Queda na produção de cacau leva cientistas a apostar numa planta resistente às alterações climáticas para salvar a indústria do chocolate.
Chocolate enfrenta um teste climático com fenómenos meteorológicos extremos a ameaçarem o futuro das plantações globais de cacau.
A maioria do cacau- cerca de 60 % - vem da África Ocidental, produzido em países húmidos como a Costa do Marfim e o Gana, onde temperaturas quentes e chuva abundante alternam com curtas estações secas.
Mas, nos últimos dois anos, a produção de cacau caiu até 40 por cento o que fez disparar os preços do chocolate para níveis nunca vistos desde a década de 1970, com especialistas a alertarem para um mundo sem cacau até 2050.
Alterações climáticas ameaçam a indústria do chocolate
Há vários fatores que apontam para o declínio do chocolate. Alguns dos relatórios feitos culparam a exploração mineira ilegal de ouro, o envelhecimento das árvores e até contrabandistas de cacau, mas a investigação sugere que o principal culpado são os contrastes extremos de chuva.
O Salata Institute for Climate and Sustainability da Universidade de Harvard diz que a sensibilidade do cacau ao tempo não é nova, mas as alterações climáticas estão a “amplificar a intensidade dos eventos de chuva forte” à medida que as temperaturas sobem.
Por cada aumento de 1ºC na temperatura do ar, a atmosfera consegue reter cerca de sete por cento mais humidade, o que pode provocar chuvas mais intensas e fortes.
“A física básica é simples: uma atmosfera mais quente retém mais humidade, amplificando a intensidade dos extremos de precipitação”, dizem os investigadores. “Isto provoca inundações, erosão do solo e condições propícias a doenças fúngicas.”
Impulsionados por este colapso alimentado pelo clima, alguns cientistas da Universidade Nacional de Singapura procuraram encontrar uma solução.
Cientistas podem salvar a indústria do chocolate?
Os investigadores centraram a atenção na alfarrobeira, planta resiliente às condições climáticas, cultivada no Mediterrâneo, que tem vindo a ganhar atenção como alternativa promissora ao cacau.
Ao contrário do cacau, a alfarroba prospera em climas quentes e áridos, com muito baixa necessidade de água, e consegue sobreviver a secas. Depois de torrada, liberta um “aroma único” que lembra o cacau, mas o sabor não convence totalmente.
Para ultrapassar o problema, a equipa concebeu duas técnicas para alterar o sabor da planta, usando enzimas para aumentar o amargo e intensificar a doçura.
O tratamento enzimático é um método simples e limpo que requer processamento mínimo, em comparação com outros que recorrem a químicos agressivos, como o ácido clorídrico, para melhorar o sabor.

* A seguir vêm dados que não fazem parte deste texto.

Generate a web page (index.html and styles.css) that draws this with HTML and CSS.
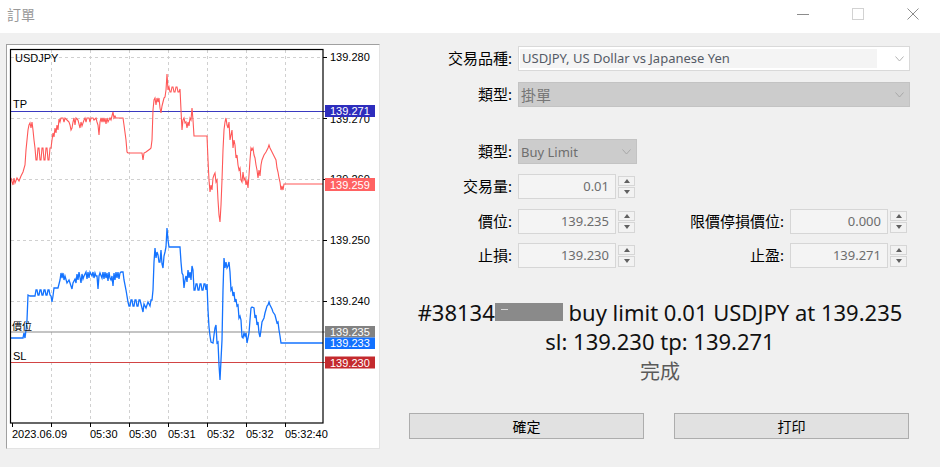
FILE: index.html
```html
<!DOCTYPE html>
<html lang="zh-Hant">
<head>
    <meta charset="UTF-8">
    <meta name="viewport" content="width=device-width, initial-scale=1.0">
    <title>訂單</title>
    <link rel="stylesheet" href="styles.css">
</head>
<body>
    <div class="titlebar">
        <div class="title">訂單</div>
        <div class="controls">
            <svg width="12" height="12"><line x1="0" y1="6.5" x2="12" y2="6.5" stroke="#8c8c8c"/></svg>
            <svg width="12" height="12"><rect x="0.5" y="0.5" width="11" height="11" fill="none" stroke="#d2d2d2"/></svg>
            <svg width="12" height="12"><path d="M0.5 0.5 L11.5 11.5 M11.5 0.5 L0.5 11.5" stroke="#8c8c8c"/></svg>
        </div>
    </div>

    <div class="main">
        <!-- chart -->
        <div class="chart-panel">
            <svg class="chart" width="372" height="403" viewBox="7 45 372 403">
                <g class="grid">
                    <line x1="11" y1="57.5" x2="323" y2="57.5"/>
                    <line x1="11" y1="118.5" x2="323" y2="118.5"/>
                    <line x1="11" y1="179.5" x2="323" y2="179.5"/>
                    <line x1="11" y1="240.5" x2="323" y2="240.5"/>
                    <line x1="11" y1="301.5" x2="323" y2="301.5"/>
                    <line x1="51.5" y1="50" x2="51.5" y2="423"/>
                    <line x1="90.5" y1="50" x2="90.5" y2="423"/>
                    <line x1="129.5" y1="50" x2="129.5" y2="423"/>
                    <line x1="168.5" y1="50" x2="168.5" y2="423"/>
                    <line x1="207.5" y1="50" x2="207.5" y2="423"/>
                    <line x1="246.5" y1="50" x2="246.5" y2="423"/>
                    <line x1="285.5" y1="50" x2="285.5" y2="423"/>
                </g>

                <g class="ticks">
                    <line x1="323" y1="57.5" x2="327" y2="57.5"/>
                    <line x1="323" y1="118.5" x2="327" y2="118.5"/>
                    <line x1="323" y1="179.5" x2="327" y2="179.5"/>
                    <line x1="323" y1="240.5" x2="327" y2="240.5"/>
                    <line x1="323" y1="301.5" x2="327" y2="301.5"/>
                    <line x1="12.5" y1="423" x2="12.5" y2="427"/>
                    <line x1="51.5" y1="423" x2="51.5" y2="427"/>
                    <line x1="90.5" y1="423" x2="90.5" y2="427"/>
                    <line x1="129.5" y1="423" x2="129.5" y2="427"/>
                    <line x1="168.5" y1="423" x2="168.5" y2="427"/>
                    <line x1="207.5" y1="423" x2="207.5" y2="427"/>
                    <line x1="246.5" y1="423" x2="246.5" y2="427"/>
                    <line x1="285.5" y1="423" x2="285.5" y2="427"/>
                </g>

                <g class="axis-text">
                    <text x="330" y="61">139.280</text>
                    <text x="330" y="123">139.270</text>
                    <text x="330" y="183">139.260</text>
                    <text x="330" y="244">139.250</text>
                    <text x="330" y="305">139.240</text>
                    <text x="12" y="438">2023.06.09</text>
                    <text x="90" y="438">05:30</text>
                    <text x="129" y="438">05:30</text>
                    <text x="168" y="438">05:31</text>
                    <text x="207" y="438">05:32</text>
                    <text x="246" y="438">05:32</text>
                    <text x="285" y="438">05:32:40</text>
                </g>

                <line class="lvl-tp" x1="11" y1="111.5" x2="325" y2="111.5"/>
                <line class="lvl-open" x1="11" y1="332" x2="325" y2="332"/>
                <line class="lvl-sl" x1="11" y1="362.5" x2="325" y2="362.5"/>

                <!-- ask -->
                <polyline class="ask" points="11,178 13,185 14,178 15,183 17,178 19,181 21,176 23,172 25,165 26,150 28,130 29,125 30,123 31,128 32,122 33,130 34,140 35,148 36,160 37,160 38,148 39,148 40,160 41,160 42,148 43,148 44,160 45,160 46,148 47,148 48,160 49,160 50,148 51,148 52,140 53,133 54,137 55,128 56,133 57,125 58,130 59,119 60,122 61,118 63,118 64,122 65,118 67,120 69,122 70,125 71,130 72,128 73,122 74,118 75,125 76,118 78,120 79,124 80,128 81,122 82,126 84,120 85,118 86,122 87,118 89,118 90,122 91,118 93,118 94,120 96,118 97,122 98,125 99,135 100,122 101,118 102,122 103,118 104,122 105,118 106,124 107,118 108,122 110,118 111,120 112,116 113,112 114,118 115,116 116,118 123,118 124,125 126,140 127,152 128,153 142,153 143,160 144,153 146,152 150,149 151,148 152,140 153,110 154,100 155,98 156,105 157,98 158,102 159,98 160,108 161,113 162,106 163,102 164,98 165,97 166,90 167,74 168,90 169,87 170,92 171,92 172,87 173,87 174,92 175,92 176,87 177,87 178,92 179,92 180,89 181,110 182,130 183,120 184,118 185,123 186,122 187,128 188,122 189,126 190,118 191,120 192,108 193,120 194,136 207,136 208,160 209,180 210,192 211,185 212,190 213,178 214,175 215,173 216,182 217,180 218,200 219,215 220,222 221,205 222,180 223,150 224,130 225,122 226,118 227,125 228,128 229,122 230,140 231,135 232,130 233,148 234,140 235,145 236,158 237,155 238,165 239,170 240,168 241,180 242,182 243,172 244,180 245,178 246,185 247,180 248,188 249,175 250,160 251,148 252,150 253,148 254,155 255,158 256,165 257,170 258,178 259,170 260,176 261,165 262,160 264,155 266,152 268,148 269,145 270,148 272,152 274,156 276,160 277,168 278,172 279,178 280,182 281,190 282,186 283,190 284,184 323,184"/>
                <!-- bid -->
                <polyline class="bid" points="11,338 23,338 24,333 25,338 26,330 27,320 28,295 30,296 35,296 36,290 37,290 38,295 39,295 40,290 41,290 42,295 43,295 44,290 45,290 46,295 47,295 48,290 49,290 50,295 51,296 52,302 53,296 54,288 58,288 60,280 61,273 62,278 63,273 64,280 65,276 67,283 69,280 71,286 72,289 73,283 75,279 76,283 77,274 78,280 79,272 81,283 82,274 83,279 84,276 86,272 87,279 88,272 89,278 90,272 92,276 93,272 94,278 95,273 96,276 97,276 98,289 99,276 100,273 102,278 103,272 104,279 105,272 106,278 107,273 108,281 109,272 110,278 111,280 112,276 113,286 114,273 115,280 116,272 117,278 118,272 119,279 120,273 121,272 123,272 124,280 126,290 128,302 129,306 130,306 131,300 132,300 133,306 134,306 135,300 136,300 137,306 138,306 139,300 140,300 142,308 143,312 144,304 146,308 148,302 150,306 151,300 152,300 153,290 154,262 155,248 156,258 157,252 158,255 159,262 160,262 161,250 162,264 163,268 164,256 165,252 166,247 167,228 168,240 169,247 180,247 181,262 182,273 183,275 184,288 185,280 186,276 187,282 188,270 189,278 190,272 191,280 192,266 193,270 194,290 195,290 196,284 197,284 198,290 199,290 200,284 201,284 202,290 203,290 204,284 205,284 206,290 207,284 208,310 209,327 210,336 211,342 213,343 214,335 215,328 216,325 217,343 218,342 219,365 220,380 221,360 222,340 223,290 224,258 225,268 226,262 227,268 228,266 229,262 230,272 231,290 232,288 233,296 234,292 235,302 236,299 237,306 238,305 239,318 240,316 241,320 242,337 243,338 244,333 245,336 246,333 247,343 248,338 249,333 250,320 251,308 252,307 254,308 255,318 256,315 257,325 258,322 259,333 260,337 261,330 262,322 264,318 265,313 267,306 268,305 269,302 270,305 272,309 273,312 275,315 276,319 277,323 278,322 279,330 280,336 281,343 282,343 323,343"/>

                <rect class="frame" x="10.5" y="49.5" width="312.5" height="373.5"/>

                <g class="chart-labels">
                    <text x="15" y="62">USDJPY</text>
                    <text x="13" y="108">TP</text>
                    <text x="12" y="330" class="cjk">價位</text>
                    <text x="13" y="360">SL</text>
                </g>

                <g class="tags">
                    <rect x="325" y="105" width="50" height="12" fill="#2d2dbd"/>
                    <text x="330" y="115">139.271</text>
                    <rect x="325" y="178" width="50" height="13" fill="#ff6262"/>
                    <text x="330" y="188.5">139.259</text>
                    <rect x="325" y="326" width="50" height="11.5" fill="#828282"/>
                    <text x="330" y="335.5">139.235</text>
                    <rect x="325" y="337.5" width="50" height="11.5" fill="#1271ff"/>
                    <text x="330" y="347">139.233</text>
                    <rect x="325" y="356.5" width="50" height="12" fill="#c42a2e"/>
                    <text x="330" y="366.5">139.230</text>
                </g>
            </svg>
        </div>

        <!-- order form -->
        <div class="form">
            <div class="row r1">
                <div class="lbl">交易品種:</div>
                <div class="select select-white wide">
                    <span class="select-text">USDJPY, US Dollar vs Japanese Yen</span>
                    <svg class="chev" width="9" height="6"><polyline points="0.5,0.5 4.5,5 8.5,0.5" fill="none" stroke="#b4b4b4"/></svg>
                </div>
            </div>
            <div class="row r2">
                <div class="lbl">類型:</div>
                <div class="select select-grey wide">
                    <span class="select-text cjk-val">掛單</span>
                    <svg class="chev" width="9" height="6"><polyline points="0.5,0.5 4.5,5 8.5,0.5" fill="none" stroke="#a8a8a8"/></svg>
                </div>
            </div>
            <div class="row r3">
                <div class="lbl">類型:</div>
                <div class="select select-grey narrow">
                    <span class="select-text">Buy Limit</span>
                    <svg class="chev" width="9" height="6"><polyline points="0.5,0.5 4.5,5 8.5,0.5" fill="none" stroke="#a8a8a8"/></svg>
                </div>
            </div>
            <div class="row r4">
                <div class="lbl">交易量:</div>
                <div class="num">0.01</div>
                <div class="spin"><span class="up"></span><span class="down"></span></div>
            </div>
            <div class="row r5">
                <div class="lbl">價位:</div>
                <div class="num">139.235</div>
                <div class="spin"><span class="up"></span><span class="down"></span></div>
                <div class="lbl lbl-right">限價停損價位:</div>
                <div class="num">0.000</div>
                <div class="spin"><span class="up"></span><span class="down"></span></div>
            </div>
            <div class="row r6">
                <div class="lbl">止損:</div>
                <div class="num">139.230</div>
                <div class="spin"><span class="up"></span><span class="down"></span></div>
                <div class="lbl lbl-right">止盈:</div>
                <div class="num">139.271</div>
                <div class="spin"><span class="up"></span><span class="down"></span></div>
            </div>

            <div class="message">
                <div>#38134<span class="redacted"></span> buy limit 0.01 USDJPY at 139.235</div>
                <div>sl: 139.230 tp: 139.271</div>
                <div class="done">完成</div>
            </div>

            <div class="buttons">
                <div class="btn">確定</div>
                <div class="btn">打印</div>
            </div>
        </div>
    </div>
</body>
</html>
```

FILE: styles.css
```css
* {
    margin: 0;
    padding: 0;
    box-sizing: border-box;
}

body {
    font-family: "Noto Sans", "Noto Sans CJK TC", sans-serif;
    background: #f0f0f0;
    width: 940px;
    height: 467px;
    overflow: hidden;
    color: #000;
}

/* title bar */
.titlebar {
    height: 33px;
    background: #fff;
    display: flex;
    align-items: center;
    justify-content: space-between;
    padding: 0 21px 5px 7px;
}

.title {
    font-family: "Noto Sans CJK TC", sans-serif;
    font-size: 14px;
    color: #999;
}

.controls {
    display: flex;
    gap: 43px;
}

.controls svg {
    display: block;
}

.main {
    display: flex;
    align-items: flex-start;
}

/* chart */
.chart-panel {
    margin: 11px 0 0 6px;
    width: 374px;
    height: 405px;
    background: #fff;
    border: 1px solid;
    border-color: #a0a0a0 #e3e3e3 #e3e3e3 #a0a0a0;
}

.chart {
    display: block;
    font-family: "Liberation Sans", Arial, sans-serif;
    font-size: 11px;
}

.grid line {
    stroke: #d0d0d0;
    stroke-dasharray: 3 3;
}

.ticks line {
    stroke: #000;
}

.axis-text text,
.chart-labels text {
    fill: #000;
}

.chart-labels .cjk {
    font-family: "Noto Sans CJK TC", sans-serif;
    font-size: 10px;
}

.frame {
    fill: none;
    stroke: #000;
    stroke-width: 1.2;
}

.lvl-tp {
    stroke: #3a3ac0;
    stroke-width: 1.2;
}

.lvl-open {
    stroke: #8a8a8a;
    stroke-width: 1.2;
}

.lvl-sl {
    stroke: #d24444;
    stroke-width: 1.2;
}

.ask {
    fill: none;
    stroke: #ff5757;
    stroke-width: 1.1;
}

.bid {
    fill: none;
    stroke: #1473ff;
    stroke-width: 1.3;
}

.tags text {
    fill: #fff;
}

/* form */
.form {
    flex: 1;
    display: flex;
    flex-direction: column;
}

.row {
    display: flex;
    align-items: center;
    height: 25px;
}

.r1 { margin-top: 13px; }
.r2 { margin-top: 11px; }
.r3 { margin-top: 32px; }
.r4 { margin-top: 10px; }
.r5 { margin-top: 10px; }
.r6 { margin-top: 9px; }

.lbl {
    width: 132px;
    margin-right: 6px;
    text-align: right;
    font-size: 15px;
    line-height: 25px;
    white-space: nowrap;
}

.lbl-right {
    width: 149px;
}

.select {
    height: 25px;
    display: flex;
    align-items: center;
    justify-content: space-between;
    border: 1px solid #d9d9d9;
    padding-right: 5px;
}

.wide {
    width: 392px;
}

.narrow {
    width: 119px;
}

.select-white {
    background: #fff;
}

.select-white .select-text {
    background: #f4f4f4;
    align-self: stretch;
    flex: 1;
    margin: 2px 18px 2px 1px;
    line-height: 19px;
}

.select-grey {
    background: #cccccc;
    border-color: #c3c3c3;
}

.select-text {
    padding-left: 2px;
    font-size: 13px;
    color: #555b66;
    white-space: nowrap;
}

.select-grey .select-text {
    color: #6e6e6e;
}

.cjk-val {
    font-size: 15px;
    color: #777 !important;
}

.chev {
    display: block;
    flex-shrink: 0;
}

.num {
    width: 98px;
    height: 25px;
    background: #f4f4f4;
    border: 1px solid #d6d6d6;
    text-align: right;
    padding-right: 6px;
    font-size: 13px;
    line-height: 23px;
    color: #6d6d6d;
}

.spin {
    width: 17px;
    height: 22px;
    margin-left: 2px;
    display: flex;
    flex-direction: column;
    gap: 1px;
}

.spin span {
    flex: 1;
    border: 1px solid #d6d6d6;
    background: #f2f2f2;
    display: flex;
    align-items: center;
    justify-content: center;
}

.spin span::before {
    content: "";
    border-left: 3.5px solid transparent;
    border-right: 3.5px solid transparent;
}

.spin .up::before {
    border-bottom: 4px solid #606060;
}

.spin .down::before {
    border-top: 4px solid #606060;
}

/* result text */
.message {
    margin-top: 30px;
    text-align: center;
    font-size: 22px;
    line-height: 29px;
    color: #111;
}

.redacted {
    display: inline-block;
    position: relative;
    width: 68px;
    height: 18px;
    background: #8a8a8a;
}

.redacted::after {
    content: "";
    position: absolute;
    left: 6px;
    top: 6px;
    width: 7px;
    height: 1px;
    background: #d8d8d8;
}

.done {
    font-family: "Noto Sans CJK TC", sans-serif;
    font-size: 20px;
    color: #5a5a5a;
}

.buttons {
    margin-top: 28px;
    padding-left: 29px;
    display: flex;
    gap: 30px;
}

.btn {
    width: 235px;
    height: 26px;
    background: #e1e1e1;
    border: 1px solid #adadad;
    text-align: center;
    font-size: 14px;
    line-height: 24px;
    font-family: "Noto Sans CJK TC", sans-serif;
}
```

Ao melhorar o perfil de sabor da alfarroba, os investigadores dizem que estas técnicas podem incentivar confeiteiros a usarem alfarroba em produtos alimentares que normalmente requerem cacau, como em tabletes de chocolate, pós de cacau, bebidas maltadas e outros produtos à base de cacau.
Se aplicado à escala, pode “reduzir significativamente” a dependência da indústria do chocolate do cacau, tornando as cadeias de abastecimento mais resilientes às alterações climáticas e a surtos de doenças nas culturas.
“A nossa investigação não se resume a replicar o sabor do cacau, trata-se de diversificar os ingredientes que usamos para fazer alternativas ao chocolate”, diz Manfred Ku, primeiro autor do artigo de investigação.
“Ao recorrer a culturas robustas e resistentes ao clima, como a alfarroba, podemos ajudar a indústria a adaptar-se aos desafios ambientais e oferecer aos consumidores um produto de que irão gostar", conclui.